Transition to a Green Economy 

The Inflation Reduction Act and the Infrastructure bill kicked off the transition towards renewable energy, but these bipartisan efforts have been gutted of funding by the Trump administration, along with green tax breaks. Additionally, the administration spearheaded the “single largest deregulatory action in U.S. history,” incentivizing gas guzzling vehicles that pump pollutants into the air (EPA “President Trump” 2025). The deregulation of the EPA is a major victory for the oil companies and biofuel manufacturers, who have long fought against these vehicle regulations

The U.S. automotive industry is at a tipping point. Legacy firms like Ford and GM must choose whether to prioritize static efficiency over the dynamic efficiency required to compete in the future global EV market. The opportunity cost of abandoning EV innovation has decreased in the short run, leading these firms to treat the regulatory shift as a form of regulatory rent. By pivoting back to gas-powered fleets, these companies capture immediate producer surplus but risk falling behind. They are accumulating technical debt against first-movers like Tesla and subsidized foreign competitors like BYD, who are already achieving superior economies of scale. Consequently, this strategic retreat may lead to stranded assets of their existing EV investments, creating a permanent barrier to entry that leaves the American automotive industry as domestic niche players in an increasingly electrified global economy (Ewing 2026). Investing in EVs is an investment in grid resilience and economic sovereignty. As highlighted in recent technical reviews, the transition to V2G technology transforms the national fleet into a $4.5 trillion energy storage asset (Bhatti 2024). Furthermore, the shift to solid-state batteries and digital-twin manufacturing reduces the 'innovation lag,' ensuring that the U.S. automotive industry remains a global leader in high-margin technology rather than a sunset provider of inefficient, gas-dependent machinery. Under the Biden administration, growth was possible and could have created a new path for the U.S. economy to grow (Cosier 2024). However, now gas companies have been given leeway to continue on without change.

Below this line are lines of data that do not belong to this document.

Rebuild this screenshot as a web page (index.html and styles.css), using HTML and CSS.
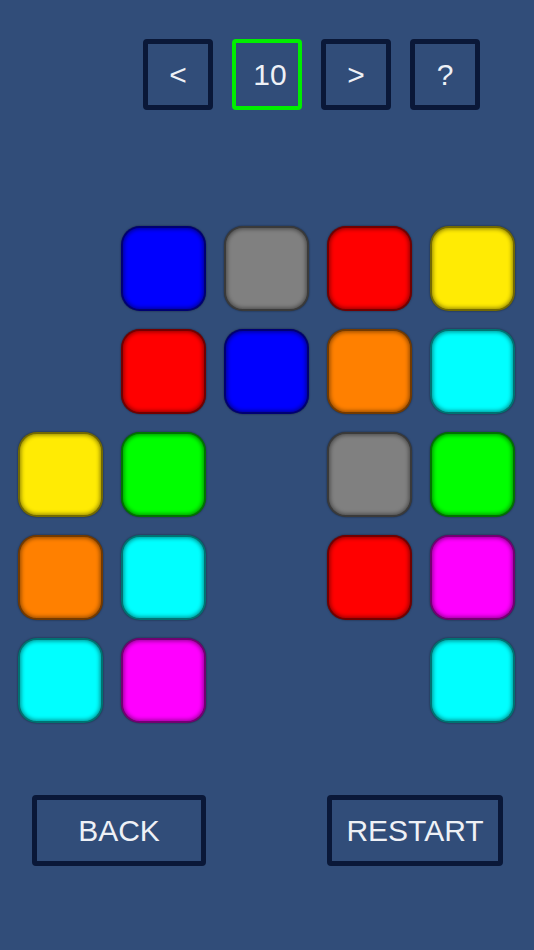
FILE: index.html
```html
<!DOCTYPE html>
<html>
<head>
<meta charset="utf-8">
<link rel="stylesheet" href="styles.css">
</head>
<body>
<div class="screen">
  <div class="topbar">
    <div class="btn sq">&lt;</div>
    <div class="btn sq level">10</div>
    <div class="btn sq">&gt;</div>
    <div class="btn sq">?</div>
  </div>
  <div class="board">
    <div class="cell"></div>
    <div class="cell t blue"></div>
    <div class="cell t gray"></div>
    <div class="cell t red"></div>
    <div class="cell t yellow"></div>

    <div class="cell"></div>
    <div class="cell t red"></div>
    <div class="cell t blue"></div>
    <div class="cell t orange"></div>
    <div class="cell t cyan"></div>

    <div class="cell t yellow"></div>
    <div class="cell t green"></div>
    <div class="cell"></div>
    <div class="cell t gray"></div>
    <div class="cell t green"></div>

    <div class="cell t orange"></div>
    <div class="cell t cyan"></div>
    <div class="cell"></div>
    <div class="cell t red"></div>
    <div class="cell t magenta"></div>

    <div class="cell t cyan"></div>
    <div class="cell t magenta"></div>
    <div class="cell"></div>
    <div class="cell"></div>
    <div class="cell t cyan"></div>
  </div>
  <div class="bottombar">
    <div class="btn wide back">BACK</div>
    <div class="btn wide restart">RESTART</div>
  </div>
</div>
</body>
</html>
```

FILE: styles.css
```css
html, body {
  margin: 0;
  padding: 0;
  background: #314d79;
}
body {
  width: 534px;
  height: 950px;
  overflow: hidden;
  font-family: "Liberation Sans", Arial, sans-serif;
  color: #eef1f6;
}
.screen {
  display: flex;
  flex-direction: column;
}
.topbar {
  display: flex;
  gap: 19px;
  padding-left: 143px;
  margin-top: 39px;
}
.btn {
  box-sizing: border-box;
  border: 5px solid #0a1838;
  border-radius: 4px;
  display: flex;
  align-items: center;
  justify-content: center;
  font-size: 30px;
  line-height: 1;
}
.sq {
  width: 70px;
  height: 71px;
}
.level {
  border-color: #00ee00;
  border-width: 4px;
  padding-left: 6px;
}
.board {
  display: grid;
  grid-template-columns: repeat(5, 85px);
  grid-auto-rows: 85px;
  column-gap: 18px;
  row-gap: 18px;
  padding-left: 18px;
  margin-top: 116px;
}
.t {
  box-sizing: border-box;
  border-radius: 19px;
  border: 2px solid rgba(0, 0, 0, 0.55);
  box-shadow: inset 0 0 4px 1px rgba(0, 0, 0, 0.45), 0 0 2px rgba(0, 0, 0, 0.55);
}
.blue { background: #0000ff; }
.gray { background: #808080; }
.red { background: #ff0000; }
.yellow { background: #ffeb04; }
.orange { background: #ff8000; }
.cyan { background: #00ffff; }
.green { background: #00ff00; }
.magenta { background: #ff00ff; }
.bottombar {
  display: flex;
  justify-content: space-between;
  padding: 0 31px 0 32px;
  margin-top: 72px;
}
.wide {
  height: 71px;
}
.back { width: 174px; }
.restart { width: 176px; }
```
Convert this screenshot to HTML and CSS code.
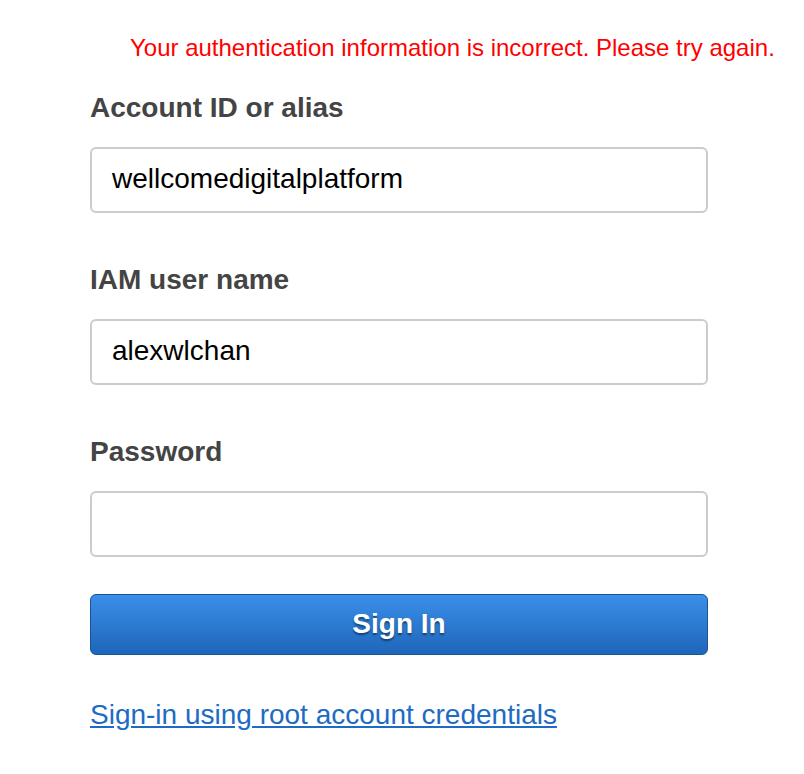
FILE: index.html
```html
<!DOCTYPE html>
<html>
<head>
<meta charset="utf-8">
<link rel="stylesheet" href="styles.css">
</head>
<body>
<div class="page">
  <p class="error">Your authentication information is incorrect. Please try again.</p>
  <form class="form">
    <div class="field">
      <label class="label">Account ID or alias</label>
      <div class="input">wellcomedigitalplatform</div>
    </div>
    <div class="field">
      <label class="label">IAM user name</label>
      <div class="input">alexwlchan</div>
    </div>
    <div class="field">
      <label class="label">Password</label>
      <div class="input"></div>
    </div>
    <div class="button">Sign In</div>
    <a class="link" href="#">Sign-in using root account credentials</a>
  </form>
</div>
</body>
</html>
```
FILE: styles.css
```css
html, body {
  margin: 0;
  padding: 0;
  background: #fff;
}
.page {
  font-family: "Liberation Sans", Arial, sans-serif;
  padding-top: 33px;
}
.error {
  margin: 0 0 0 130px;
  color: #ff0000;
  font-size: 24px;
  line-height: 30px;
}
.form {
  margin: 0 0 0 90px;
  width: 618px;
  display: flex;
  flex-direction: column;
}
.field {
  display: flex;
  flex-direction: column;
}
.label {
  margin-top: 29px;
  margin-bottom: 23px;
  font-weight: bold;
  font-size: 28px;
  line-height: 32px;
  color: #444;
}
.field + .field .label {
  margin-top: 51px;
}
.input {
  height: 62px;
  border: 2px solid #cccccc;
  border-radius: 6px;
  padding: 0 20px;
  font-size: 28px;
  line-height: 59px;
  color: #000;
}
.button {
  margin-top: 37px;
  height: 59px;
  border: 1px solid #1a5494;
  border-radius: 6px;
  background: linear-gradient(#3a8fe8, #1e66ba);
  color: #fff;
  font-weight: bold;
  font-size: 28px;
  line-height: 58px;
  text-align: center;
  text-shadow: 0 2px 2px rgba(0,0,0,0.45);
}
.link {
  margin-top: 44px;
  align-self: flex-start;
  color: #1d6bc4;
  font-size: 28px;
  line-height: 32px;
  text-decoration: underline;
}
```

With shifting regulations and unclear climate policy, the auto industry and investors are left in limbo. The EPA has also decided that it will repeal some of its data collection programs, essentially removing emission reporting standards for motor vehicles. Data shortages are already one of the largest problems in quantifying the economic effects of climate change. Now there will be one less data point that investors and climate experts can use: the EPA will stop quantifying the health benefits of reducing air pollution, like the “cost estimates of avoided asthma attacks and premature deaths” (Davenport 2026). How can the U.S. accurately evaluate the costs of its economy when the Trump administration is deliberately obscuring data and trampling on renewable energy and EV markets? 

The Trump administration attempts to save the money of American consumers through environmental deregulation, but it is a short-term facade. There are clear, measurable economic benefits of environmental regulation, particularly by reducing healthcare costs, improving fuel efficiency, and encouraging innovation in cleaner technologies. However, they involve leaving our country’s reliance on gas and oil in the past. It is harder to quantify the economic costs of pollution that result from the EPA’s deregulation because of the long-term nature of health and climate impacts, but there is an undeniable body of evidence that shows we are only hurting ourselves. The money saved upfront on new cars will undoubtedly come at the expense of household budgets, and more importantly, the health and well-being of the American people. Whether the EPA had overstepped its jurisdiction or not, Congress must take action to set our economy back on course.